■ AVAILABLE DATA ■
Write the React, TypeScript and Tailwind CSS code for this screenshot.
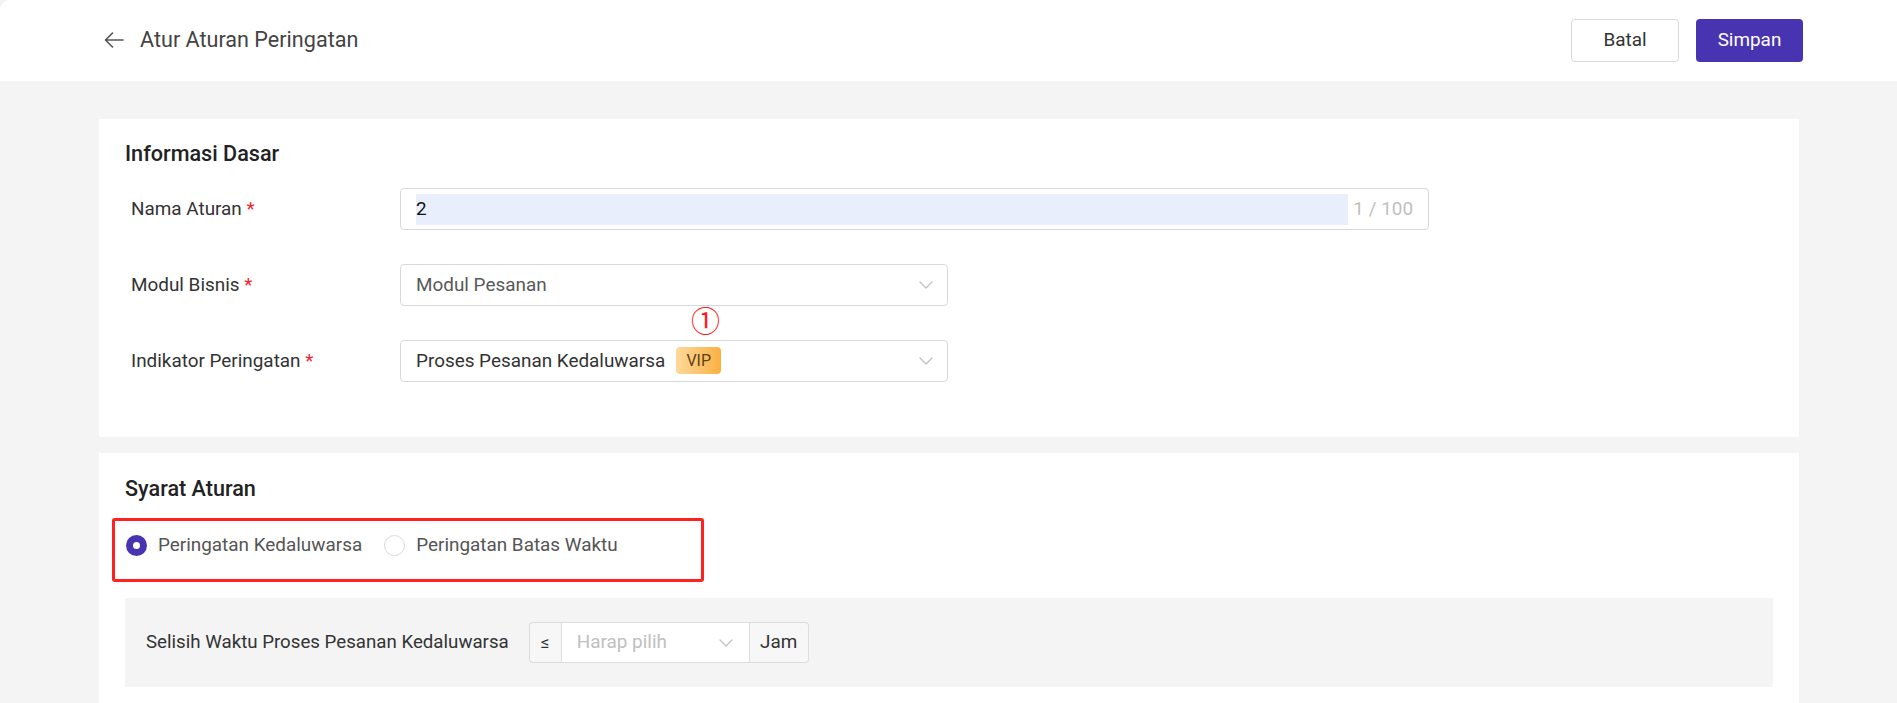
import React from "react";

const Chevron = ({ className = "" }: { className?: string }) => (
  <svg className={className} width="14" height="8" viewBox="0 0 14 8" fill="none">
    <path d="M1 1l6 6 6-6" stroke="#bfbfbf" strokeWidth="1.2" strokeLinecap="round" strokeLinejoin="round" />
  </svg>
);

const Label = ({ text }: { text: string }) => (
  <div className="w-[275px] shrink-0 pl-[6px] text-[18.9px] text-[#333]">
    {text} <span className="text-[#f5222d]">*</span>
  </div>
);

export default function App() {
  return (
    <div className="min-h-screen bg-[#f4f4f4] font-['Roboto',_'Noto_Sans',sans-serif]">
      {/* Header */}
      <div className="flex h-[81px] items-center justify-between rounded-tl-[10px] bg-white pl-[104px] pr-[94px]">
        <div className="flex items-center gap-[16px]">
          <svg width="20" height="16" viewBox="0 0 20 16" fill="none">
            <path d="M19 8H1.5M8.5 1L1.5 8l7 7" stroke="#555" strokeWidth="1.6" strokeLinecap="round" strokeLinejoin="round" />
          </svg>
          <span className="text-[21.6px] text-[#444]">Atur Aturan Peringatan</span>
        </div>
        <div className="flex items-center gap-[17px]">
          <button className="h-[43px] w-[108px] rounded-[4px] border border-[#d9d9d9] bg-white text-[18.9px] text-[#333]">
            Batal
          </button>
          <button className="h-[43px] w-[107px] rounded-[4px] bg-[#4834b1] text-[18.9px] text-white">Simpan</button>
        </div>
      </div>

      <div className="flex flex-col gap-[16px] pl-[99px] pr-[98px] pt-[38px]">
        {/* Card 1 */}
        <div className="bg-white px-[26px] pb-[55px] pt-[21px]">
          <div className="text-[21.6px] font-medium leading-[28px] text-[#222]">Informasi Dasar</div>
          <div className="mt-[20px] flex flex-col gap-[34px]">
            <div className="flex items-center">
              <Label text="Nama Aturan" />
              <div className="flex h-[42px] w-[1029px] items-center rounded-[4px] border border-[#d9d9d9] pl-[15px] pr-[15px]">
                <div className="flex h-[31px] flex-1 items-center bg-[#e8eefb] text-[18.9px] text-[#111]">2</div>
                <span className="ml-[5px] text-[18.9px] text-[#bfbfbf]">1 / 100</span>
              </div>
            </div>
            <div className="flex items-center">
              <Label text="Modul Bisnis" />
              <div className="flex h-[42px] w-[548px] items-center justify-between rounded-[4px] border border-[#d9d9d9] pl-[15px] pr-[14px]">
                <span className="text-[18.9px] text-[#595959]">Modul Pesanan</span>
                <Chevron />
              </div>
            </div>
            <div className="flex items-center">
              <Label text="Indikator Peringatan" />
              <div className="relative flex h-[42px] w-[548px] items-center justify-between rounded-[4px] border border-[#d9d9d9] pl-[15px] pr-[14px]">
                <div className="flex items-center gap-[11px]">
                  <span className="text-[18.9px] text-[#333]">Proses Pesanan Kedaluwarsa</span>
                  <span className="flex h-[27px] w-[45px] items-center justify-center rounded-[4px] bg-gradient-to-r from-[#fdd99a] to-[#fbb03b] text-[16px] text-[#5c4312]">
                    VIP
                  </span>
                </div>
                <Chevron />
                <span className="absolute left-[290px] top-[-36px] font-['Noto_Sans_CJK_SC',sans-serif] text-[29px] leading-none text-[#ff1a1a]">
                  ①
                </span>
              </div>
            </div>
          </div>
        </div>

        {/* Card 2 */}
        <div className="bg-white px-[26px] pb-[24px] pt-[22px]">
          <div className="text-[21.6px] font-medium leading-[28px] text-[#222]">Syarat Aturan</div>
          <div className="relative mt-[28px] flex h-[28px] items-center">
            <div className="pointer-events-none absolute left-[-13px] top-[-13px] h-[64px] w-[592px] rounded-[3px] border-[3px] border-[#ff2020]" />
            <div className="flex items-center gap-[11px] pl-[1px]">
              <span className="flex h-[21px] w-[21px] items-center justify-center rounded-full bg-[#4834b1]">
                <span className="h-[7px] w-[7px] rounded-full bg-white" />
              </span>
              <span className="text-[18.9px] text-[#555]">Peringatan Kedaluwarsa</span>
            </div>
            <div className="ml-[22px] flex items-center gap-[11px]">
              <span className="h-[21px] w-[21px] rounded-full border border-[#d9d9d9] bg-white" />
              <span className="text-[18.9px] text-[#555]">Peringatan Batas Waktu</span>
            </div>
          </div>
          <div className="mt-[39px] flex h-[89px] items-center bg-[#f4f4f4] pl-[21px]">
            <span className="text-[18.7px] text-[#333]">Selisih Waktu Proses Pesanan Kedaluwarsa</span>
            <div className="ml-[20px] flex h-[41px] items-stretch">
              <div className="flex w-[32px] items-center justify-center rounded-l-[4px] border border-r-0 border-[#dcdcdc] bg-[#f7f7f7] text-[17px] text-[#333]">
                ≤
              </div>
              <div className="flex w-[189px] items-center justify-between border border-[#dcdcdc] bg-white pl-[15px] pr-[16px]">
                <span className="text-[18.9px] text-[#c0c0c0]">Harap pilih</span>
                <Chevron />
              </div>
              <div className="flex w-[59px] items-center justify-center rounded-r-[4px] border border-l-0 border-[#dcdcdc] bg-[#f7f7f7] text-[18.9px] text-[#333]">
                Jam
              </div>
            </div>
          </div>
        </div>
      </div>
    </div>
  );
}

■ GIVEN INSTRUCTION ■
Reproduce the listing exactly. Leave its pictures out.

■ REPLY TO THE EXERCISE ■
Write the React, TypeScript and Tailwind CSS code for this screenshot.
import React from "react";

const Chevron = ({ className = "" }: { className?: string }) => (
  <svg className={className} width="14" height="8" viewBox="0 0 14 8" fill="none">
    <path d="M1 1l6 6 6-6" stroke="#bfbfbf" strokeWidth="1.2" strokeLinecap="round" strokeLinejoin="round" />
  </svg>
);

const Label = ({ text }: { text: string }) => (
  <div className="w-[275px] shrink-0 pl-[6px] text-[18.9px] text-[#333]">
    {text} <span className="text-[#f5222d]">*</span>
  </div>
);

export default function App() {
  return (
    <div className="min-h-screen bg-[#f4f4f4] font-['Roboto',_'Noto_Sans',sans-serif]">
      {/* Header */}
      <div className="flex h-[81px] items-center justify-between rounded-tl-[10px] bg-white pl-[104px] pr-[94px]">
        <div className="flex items-center gap-[16px]">
          <svg width="20" height="16" viewBox="0 0 20 16" fill="none">
            <path d="M19 8H1.5M8.5 1L1.5 8l7 7" stroke="#555" strokeWidth="1.6" strokeLinecap="round" strokeLinejoin="round" />
          </svg>
          <span className="text-[21.6px] text-[#444]">Atur Aturan Peringatan</span>
        </div>
        <div className="flex items-center gap-[17px]">
          <button className="h-[43px] w-[108px] rounded-[4px] border border-[#d9d9d9] bg-white text-[18.9px] text-[#333]">
            Batal
          </button>
          <button className="h-[43px] w-[107px] rounded-[4px] bg-[#4834b1] text-[18.9px] text-white">Simpan</button>
        </div>
      </div>

      <div className="flex flex-col gap-[16px] pl-[99px] pr-[98px] pt-[38px]">
        {/* Card 1 */}
        <div className="bg-white px-[26px] pb-[55px] pt-[21px]">
          <div className="text-[21.6px] font-medium leading-[28px] text-[#222]">Informasi Dasar</div>
          <div className="mt-[20px] flex flex-col gap-[34px]">
            <div className="flex items-center">
              <Label text="Nama Aturan" />
              <div className="flex h-[42px] w-[1029px] items-center rounded-[4px] border border-[#d9d9d9] pl-[15px] pr-[15px]">
                <div className="flex h-[31px] flex-1 items-center bg-[#e8eefb] text-[18.9px] text-[#111]">2</div>
                <span className="ml-[5px] text-[18.9px] text-[#bfbfbf]">1 / 100</span>
              </div>
            </div>
            <div className="flex items-center">
              <Label text="Modul Bisnis" />
              <div className="flex h-[42px] w-[548px] items-center justify-between rounded-[4px] border border-[#d9d9d9] pl-[15px] pr-[14px]">
                <span className="text-[18.9px] text-[#595959]">Modul Pesanan</span>
                <Chevron />
              </div>
            </div>
            <div className="flex items-center">
              <Label text="Indikator Peringatan" />
              <div className="relative flex h-[42px] w-[548px] items-center justify-between rounded-[4px] border border-[#d9d9d9] pl-[15px] pr-[14px]">
                <div className="flex items-center gap-[11px]">
                  <span className="text-[18.9px] text-[#333]">Proses Pesanan Kedaluwarsa</span>
                  <span className="flex h-[27px] w-[45px] items-center justify-center rounded-[4px] bg-gradient-to-r from-[#fdd99a] to-[#fbb03b] text-[16px] text-[#5c4312]">
                    VIP
                  </span>
                </div>
                <Chevron />
                <span className="absolute left-[290px] top-[-36px] font-['Noto_Sans_CJK_SC',sans-serif] text-[29px] leading-none text-[#ff1a1a]">
                  ①
                </span>
              </div>
            </div>
          </div>
        </div>

        {/* Card 2 */}
        <div className="bg-white px-[26px] pb-[24px] pt-[22px]">
          <div className="text-[21.6px] font-medium leading-[28px] text-[#222]">Syarat Aturan</div>
          <div className="relative mt-[28px] flex h-[28px] items-center">
            <div className="pointer-events-none absolute left-[-13px] top-[-13px] h-[64px] w-[592px] rounded-[3px] border-[3px] border-[#ff2020]" />
            <div className="flex items-center gap-[11px] pl-[1px]">
              <span className="flex h-[21px] w-[21px] items-center justify-center rounded-full bg-[#4834b1]">
                <span className="h-[7px] w-[7px] rounded-full bg-white" />
              </span>
              <span className="text-[18.9px] text-[#555]">Peringatan Kedaluwarsa</span>
            </div>
            <div className="ml-[22px] flex items-center gap-[11px]">
              <span className="h-[21px] w-[21px] rounded-full border border-[#d9d9d9] bg-white" />
              <span className="text-[18.9px] text-[#555]">Peringatan Batas Waktu</span>
            </div>
          </div>
          <div className="mt-[39px] flex h-[89px] items-center bg-[#f4f4f4] pl-[21px]">
            <span className="text-[18.7px] text-[#333]">Selisih Waktu Proses Pesanan Kedaluwarsa</span>
            <div className="ml-[20px] flex h-[41px] items-stretch">
              <div className="flex w-[32px] items-center justify-center rounded-l-[4px] border border-r-0 border-[#dcdcdc] bg-[#f7f7f7] text-[17px] text-[#333]">
                ≤
              </div>
              <div className="flex w-[189px] items-center justify-between border border-[#dcdcdc] bg-white pl-[15px] pr-[16px]">
                <span className="text-[18.9px] text-[#c0c0c0]">Harap pilih</span>
                <Chevron />
              </div>
              <div className="flex w-[59px] items-center justify-center rounded-r-[4px] border border-l-0 border-[#dcdcdc] bg-[#f7f7f7] text-[18.9px] text-[#333]">
                Jam
              </div>
            </div>
          </div>
        </div>
      </div>
    </div>
  );
}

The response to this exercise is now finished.